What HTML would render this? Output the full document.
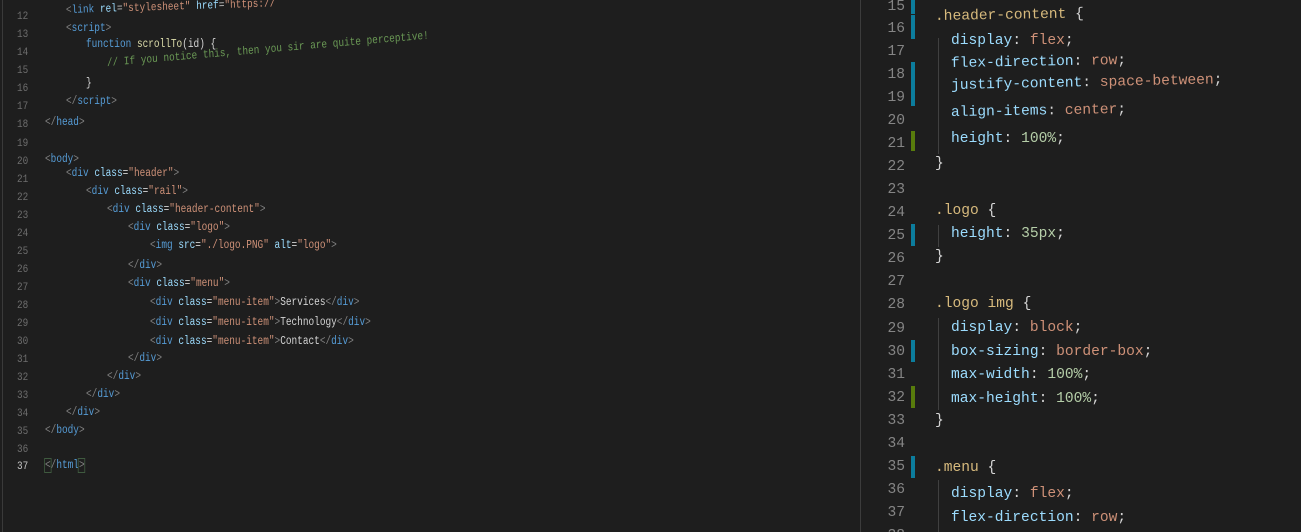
<!DOCTYPE html>
<html><head><meta charset="utf-8"><style>
html,body{margin:0;padding:0;background:#1e1e1e;width:1301px;height:532px;overflow:hidden;position:relative}
.l{position:absolute;font-family:"Liberation Mono",monospace;font-size:11.5px;white-space:pre;color:#d4d4d4;line-height:14px;transform:scaleX(0.82);transform-origin:left}
.n{position:absolute;font-family:"Liberation Mono",monospace;font-size:11px;color:#6e6e6e;line-height:14px;left:17px;transform:scaleX(0.85);transform-origin:left}
.r{position:absolute;font-family:"Liberation Mono",monospace;font-size:14.6px;white-space:pre;color:#d4d4d4;line-height:18px;left:935px}
.rn{position:absolute;font-family:"Liberation Mono",monospace;font-size:14.6px;color:#858585;line-height:18px;width:40px;text-align:right;left:865px}
.b{color:#808080}.t{color:#569cd6}.a{color:#9cdcfe}.s{color:#ce9178}.c{color:#6a9955}.f{color:#dcdcaa}
.sel{color:#d7ba7d}.p{color:#9cdcfe}.v{color:#ce9178}.num{color:#b5cea8}
.bar{position:absolute;left:911px;width:4px;height:22px;background:#0c7d9d}
.g{background:#587c0c}
</style></head><body>
<div style="position:absolute;left:2px;top:0;width:1px;height:532px;background:#3a3a3a"></div>
<div style="position:absolute;left:860px;top:0;width:1px;height:532px;background:#3c3c3c"></div>

<div class="n" style="top:10px">12</div><div class="l" style="left:66px;top:4px;transform:scaleX(0.82) rotate(-1.5deg)"><span class="b">&lt;</span><span class="t">link</span> <span class="a">rel</span>=<span class="s">"stylesheet"</span> <span class="a">href</span>=<span class="s">"https://</span></div>
<div class="n" style="top:28px">13</div><div class="l" style="left:66px;top:22px"><span class="b">&lt;</span><span class="t">script</span><span class="b">&gt;</span></div>
<div class="n" style="top:46px">14</div><div class="l" style="left:86px;top:38px"><span class="t">function</span> <span class="f">scrollTo</span>(id) {</div>
<div class="l" style="left:107px;top:57px;transform:scaleX(0.82) rotate(-4deg)"><span class="c">// If you notice this, then you sir are quite perceptive!</span></div>
<div class="n" style="top:64px">15</div>
<div class="n" style="top:82px">16</div><div class="l" style="left:86px;top:77px">}</div>
<div class="n" style="top:100px">17</div><div class="l" style="left:66px;top:95px"><span class="b">&lt;/</span><span class="t">script</span><span class="b">&gt;</span></div>
<div class="n" style="top:118px">18</div><div class="l" style="left:45px;top:116px"><span class="b">&lt;/</span><span class="t">head</span><span class="b">&gt;</span></div>
<div class="n" style="top:137px">19</div>
<div class="n" style="top:155px">20</div><div class="l" style="left:45px;top:153px"><span class="b">&lt;</span><span class="t">body</span><span class="b">&gt;</span></div>
<div class="n" style="top:173px">21</div><div class="l" style="left:66px;top:167px"><span class="b">&lt;</span><span class="t">div</span> <span class="a">class</span>=<span class="s">"header"</span><span class="b">&gt;</span></div>
<div class="n" style="top:191px">22</div><div class="l" style="left:86px;top:185px"><span class="b">&lt;</span><span class="t">div</span> <span class="a">class</span>=<span class="s">"rail"</span><span class="b">&gt;</span></div>
<div class="n" style="top:209px">23</div><div class="l" style="left:107px;top:203px"><span class="b">&lt;</span><span class="t">div</span> <span class="a">class</span>=<span class="s">"header-content"</span><span class="b">&gt;</span></div>
<div class="n" style="top:227px">24</div><div class="l" style="left:128px;top:221px"><span class="b">&lt;</span><span class="t">div</span> <span class="a">class</span>=<span class="s">"logo"</span><span class="b">&gt;</span></div>
<div class="n" style="top:245px">25</div><div class="l" style="left:150px;top:239px"><span class="b">&lt;</span><span class="t">img</span> <span class="a">src</span>=<span class="s">"./logo.PNG"</span> <span class="a">alt</span>=<span class="s">"logo"</span><span class="b">&gt;</span></div>
<div class="n" style="top:263px">26</div><div class="l" style="left:128px;top:259px"><span class="b">&lt;/</span><span class="t">div</span><span class="b">&gt;</span></div>
<div class="n" style="top:281px">27</div><div class="l" style="left:128px;top:277px"><span class="b">&lt;</span><span class="t">div</span> <span class="a">class</span>=<span class="s">"menu"</span><span class="b">&gt;</span></div>
<div class="n" style="top:299px">28</div><div class="l" style="left:150px;top:296px"><span class="b">&lt;</span><span class="t">div</span> <span class="a">class</span>=<span class="s">"menu-item"</span><span class="b">&gt;</span>Services<span class="b">&lt;/</span><span class="t">div</span><span class="b">&gt;</span></div>
<div class="n" style="top:317px">29</div><div class="l" style="left:150px;top:316px"><span class="b">&lt;</span><span class="t">div</span> <span class="a">class</span>=<span class="s">"menu-item"</span><span class="b">&gt;</span>Technology<span class="b">&lt;/</span><span class="t">div</span><span class="b">&gt;</span></div>
<div class="n" style="top:335px">30</div><div class="l" style="left:150px;top:335px"><span class="b">&lt;</span><span class="t">div</span> <span class="a">class</span>=<span class="s">"menu-item"</span><span class="b">&gt;</span>Contact<span class="b">&lt;/</span><span class="t">div</span><span class="b">&gt;</span></div>
<div class="n" style="top:353px">31</div><div class="l" style="left:128px;top:352px"><span class="b">&lt;/</span><span class="t">div</span><span class="b">&gt;</span></div>
<div class="n" style="top:371px">32</div><div class="l" style="left:107px;top:370px"><span class="b">&lt;/</span><span class="t">div</span><span class="b">&gt;</span></div>
<div class="n" style="top:389px">33</div><div class="l" style="left:86px;top:388px"><span class="b">&lt;/</span><span class="t">div</span><span class="b">&gt;</span></div>
<div class="n" style="top:407px">34</div><div class="l" style="left:66px;top:406px"><span class="b">&lt;/</span><span class="t">div</span><span class="b">&gt;</span></div>
<div class="n" style="top:425px">35</div><div class="l" style="left:45px;top:424px"><span class="b">&lt;/</span><span class="t">body</span><span class="b">&gt;</span></div>
<div class="n" style="top:443px">36</div>
<div class="n" style="top:460px;color:#c6c6c6">37</div><div class="l" style="left:45px;top:459px"><span class="b" style="outline:1px solid #3f5a3f">&lt;</span><span class="b">/</span><span class="t">html</span><span class="b" style="outline:1px solid #3f5a3f">&gt;</span></div>

<div class="bar" style="top:0;height:14px"></div>
<div class="bar" style="top:15px;height:24px"></div>
<div class="bar" style="top:62px;height:44px"></div>
<div class="bar g" style="top:131px;height:20px"></div>
<div class="bar" style="top:224px;height:22px"></div>
<div class="bar" style="top:340px;height:22px"></div>
<div class="bar g" style="top:386px;height:22px"></div>
<div class="bar" style="top:456px;height:22px"></div>
<div style="position:absolute;left:938px;top:38px;width:1px;height:116px;background:#404040"></div>
<div style="position:absolute;left:938px;top:225px;width:1px;height:22px;background:#404040"></div>
<div style="position:absolute;left:938px;top:318px;width:1px;height:92px;background:#404040"></div>
<div style="position:absolute;left:938px;top:480px;width:1px;height:52px;background:#404040"></div>

<div class="rn" style="top:-2px">15</div>
<div class="rn" style="top:20px">16</div><div class="r" style="top:8px;transform:rotate(-1deg);transform-origin:left"><span class="sel">.header-content</span> {</div>
<div class="rn" style="top:43px">17</div><div class="r" style="top:32px;left:951px"><span class="p">display</span>: <span class="v">flex</span>;</div>
<div class="rn" style="top:66px">18</div><div class="r" style="top:55px;left:951px;transform:rotate(-1deg);transform-origin:left"><span class="p">flex-direction</span>: <span class="v">row</span>;</div>
<div class="rn" style="top:89px">19</div><div class="r" style="top:77px;left:951px;transform:rotate(-1.2deg);transform-origin:left"><span class="p">justify-content</span>: <span class="v">space-between</span>;</div>
<div class="rn" style="top:112px">20</div><div class="r" style="top:104px;left:951px;transform:rotate(-1deg);transform-origin:left"><span class="p">align-items</span>: <span class="v">center</span>;</div>
<div class="rn" style="top:135px">21</div><div class="r" style="top:130px;left:951px"><span class="p">height</span>: <span class="num">100%</span>;</div>
<div class="rn" style="top:158px">22</div><div class="r" style="top:155px">}</div>
<div class="rn" style="top:181px">23</div>
<div class="rn" style="top:204px">24</div><div class="r" style="top:202px"><span class="sel">.logo</span> {</div>
<div class="rn" style="top:227px">25</div><div class="r" style="top:225px;left:951px"><span class="p">height</span>: <span class="num">35px</span>;</div>
<div class="rn" style="top:250px">26</div><div class="r" style="top:248px">}</div>
<div class="rn" style="top:273px">27</div>
<div class="rn" style="top:296px">28</div><div class="r" style="top:295px"><span class="sel">.logo img</span> {</div>
<div class="rn" style="top:320px">29</div><div class="r" style="top:319px;left:951px"><span class="p">display</span>: <span class="v">block</span>;</div>
<div class="rn" style="top:343px">30</div><div class="r" style="top:343px;left:951px"><span class="p">box-sizing</span>: <span class="v">border-box</span>;</div>
<div class="rn" style="top:366px">31</div><div class="r" style="top:366px;left:951px"><span class="p">max-width</span>: <span class="num">100%</span>;</div>
<div class="rn" style="top:389px">32</div><div class="r" style="top:390px;left:951px"><span class="p">max-height</span>: <span class="num">100%</span>;</div>
<div class="rn" style="top:412px">33</div><div class="r" style="top:412px">}</div>
<div class="rn" style="top:435px">34</div>
<div class="rn" style="top:458px">35</div><div class="r" style="top:459px"><span class="sel">.menu</span> {</div>
<div class="rn" style="top:481px">36</div><div class="r" style="top:485px;left:951px"><span class="p">display</span>: <span class="v">flex</span>;</div>
<div class="rn" style="top:504px">37</div><div class="r" style="top:509px;left:951px"><span class="p">flex-direction</span>: <span class="v">row</span>;</div>
<div class="rn" style="top:527px">38</div>
</body></html>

• [INSTRUCTIONS FOR THE TASK]
Go through the material above and copy each line that has the word "this".

• [SOLUTION BELOW]
What HTML would render this? Output the full document.
<div class="l" style="left:107px;top:57px;transform:scaleX(0.82) rotate(-4deg)"><span class="c">// If you notice this, then you sir are quite perceptive!</span></div>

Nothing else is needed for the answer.